By Kevin Finch on January 31, 2010
I’ve been home for two days in bed with a vicious cold and cough, and during my infrequent trips to the kitchen for something to eat (and one trip to the store) I realized that I was looking mainly for comfort. Not health. Comfort. I’ve tried the Special-Ops-combat-that-cold-with-fibervegefruitoxidans and it seems to have no discernible effect on the length of the cold. So now it’s comfort, baby, all the way.
Stress kicks up a craving for Frosted Strawberry Pop Tarts. Comfort, though, requires more salt than sweet in my case. Grape Nuts will do in a pinch or milk and toast with a big pat of butter, but today it was Nacho Cheese Doritos with more cheese melted on top. I loved Nacho Cheese Doritos as a kid, and once ate an entire bag by myself when I was supposed to be practicing my saxophone.

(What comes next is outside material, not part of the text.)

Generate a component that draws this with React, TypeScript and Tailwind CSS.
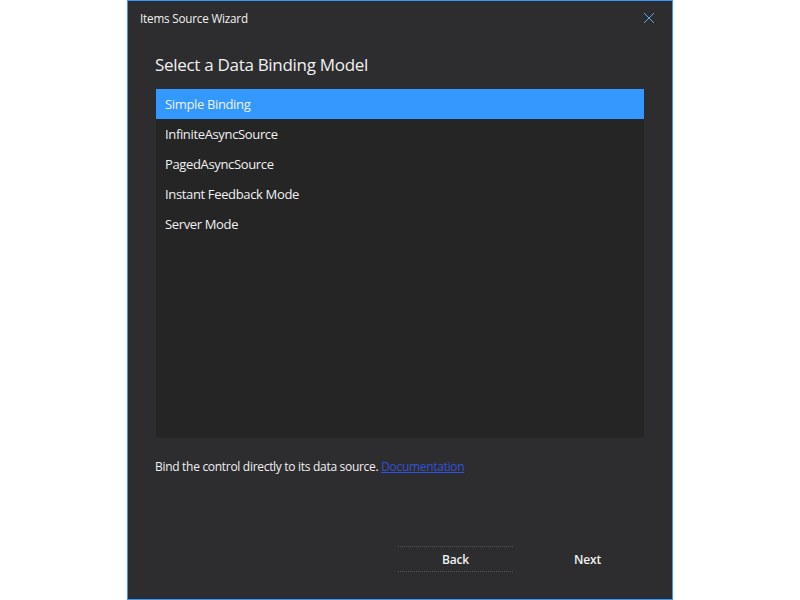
const items = ['Simple Binding', 'InfiniteAsyncSource', 'PagedAsyncSource', 'Instant Feedback Mode', 'Server Mode']

function IconClose() {
  return (
    <svg className="size-[12px]" viewBox="0 0 12 12" fill="none" aria-hidden>
      <path d="M1 1l10 10M11 1L1 11" stroke="#5aa7f0" strokeWidth={1} />
    </svg>
  )
}

export default function App() {
  return (
    <div className="flex h-[600px] w-[800px] justify-center bg-white font-['Open_Sans',sans-serif] text-[#f1f1f1]">
      <div className="flex h-[600px] w-[546px] flex-col border border-[#3399ff] bg-[#2d2d30]">
        <div className="flex h-[34px] shrink-0 items-center justify-between pl-[12px] pr-[17px]">
          <span className="text-[11.7px] leading-4 tracking-[-0.2px]">Items Source Wizard</span>
          <IconClose />
        </div>

        <div className="flex min-h-0 flex-1 flex-col pl-[27px] pr-[28px]">
          <h1 className="mt-[18px] text-[17px] leading-6 tracking-[-0.3px]">Select a Data Binding Model</h1>

          <ul className="ml-[1px] mt-[12px] h-[349px] shrink-0 bg-[#252526]">
            {items.map((item, i) => (
              <li
                key={item}
                className={`flex h-[30px] items-center px-[9px] pt-[1px] text-[13px] tracking-[-0.35px] ${i === 0 ? 'bg-[#3399ff]' : ''}`}
              >
                {item}
              </li>
            ))}
          </ul>

          <p className="mt-[21px] text-[12px] leading-4 tracking-[-0.3px]">
            Bind the control directly to its data source.{' '}
            <a href="#" className="text-[#2f52d8] underline">
              Documentation
            </a>
          </p>

          <div className="-mr-[1px] mb-[27px] mt-auto flex justify-end gap-[17px]">
            <button
              type="button"
              className="h-[26px] w-[115px] border-y border-dotted border-[#56565a] pt-[1px] text-[12px] font-semibold tracking-[-0.2px]"
            >
              Back
            </button>
            <button type="button" className="h-[26px] w-[115px] pt-[1px] text-[12px] font-semibold tracking-[-0.2px]">
              Next
            </button>
          </div>
        </div>
      </div>
    </div>
  )
}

Yet it wasn’t until high school that I witnessed Todd Kotila do the unthinkable. He buried a plate of Nacho Cheese Doritos in a mound of grated cheddar and popped the resulting orange and yellow mass into the microwave. I was stunned. Real cheese on top of fake cheese? It seemed wrong somehow: a Frankenfood perversion.
Todd just laughed and shoved the molten pile in front of me. “Try it, Finch.”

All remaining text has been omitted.